Ho già deciso che per questo viaggio riempirò l’iphone (dispositivo di lettura molto minimal-cool ma di una scomodità inaudita) di molti più e-books di quanto sia logico infilarci e nella più totale democrazia di genere. Qualche giorno fa emmecarla mi chiedeva in un suo commento ad un post quale fosse il romanzo di bassa levatura che avevo appena concluso. Le ho risposto: scegli tu, dato che probabilmente l’ho letto. Ci sono poche cose che non leggo a priori – che sono esattamente quelle che legge il mio amico di cui sopra – e ho buttato ore a perdermi in pagine considerate da molti indegne di entrare a far parte della letteratura e tante altre temo ne sprecherò ancora, con grandi soddisfazioni.
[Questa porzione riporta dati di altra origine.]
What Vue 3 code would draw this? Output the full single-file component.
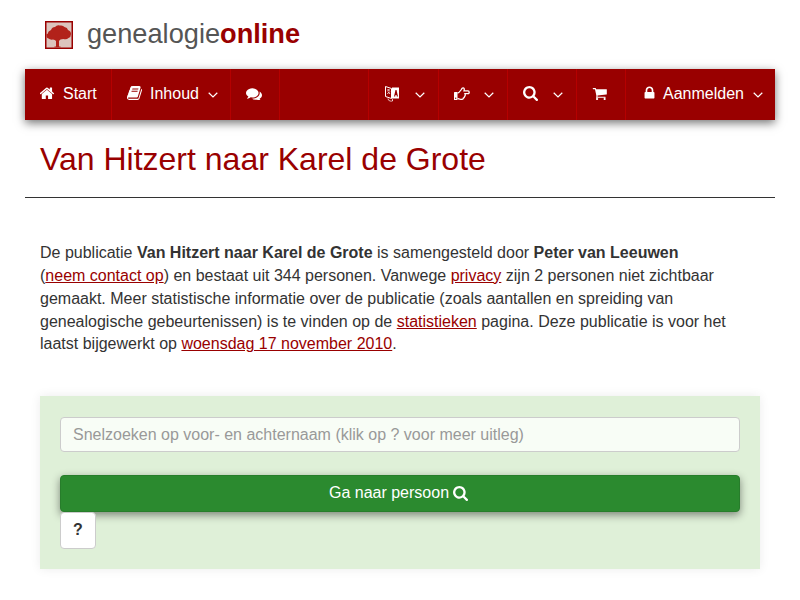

Leggo di tutto però, dentro di me, so che esistono dei livelli diversi di meraviglia e che la pelle d’oca è rara e preziosa, davanti a quei capolavori per i quali mi viene da pensare, anche solo per un istante, che la perfezione possa essere dell’uomo.
Di sicuro uno dei libri che ci caricherò sarà “Il serpente dei Maya”, per un’infantile questione di puntiglio. La prof. di inglese, nell’ultima lezione, si stava quasi scusando, mentre confessava di averlo letto, un Clive Cussler light, what a shame, e dal banco di destra qualcuno ha scherzato: non è il tuo genere. Si, figuriamoci. Ho riletto Enigma tre volte. Non è ammissibile che questo me lo sia perso.
E così, questa sera, dopo che avranno fatto saltare qualche tappo – io non bevo, rimango lucida e in presa- sfodererò la psicologia per procurarmi due libri di carta nel bagaglio altrui. Il minimalista saggio è colui che si circonda di gente che minimalista non è.
Se riesco a lavorare di fino, potrebbero anche essere titoli che non ho ancora avuto il tempo di leggere. Qualche suggerimento?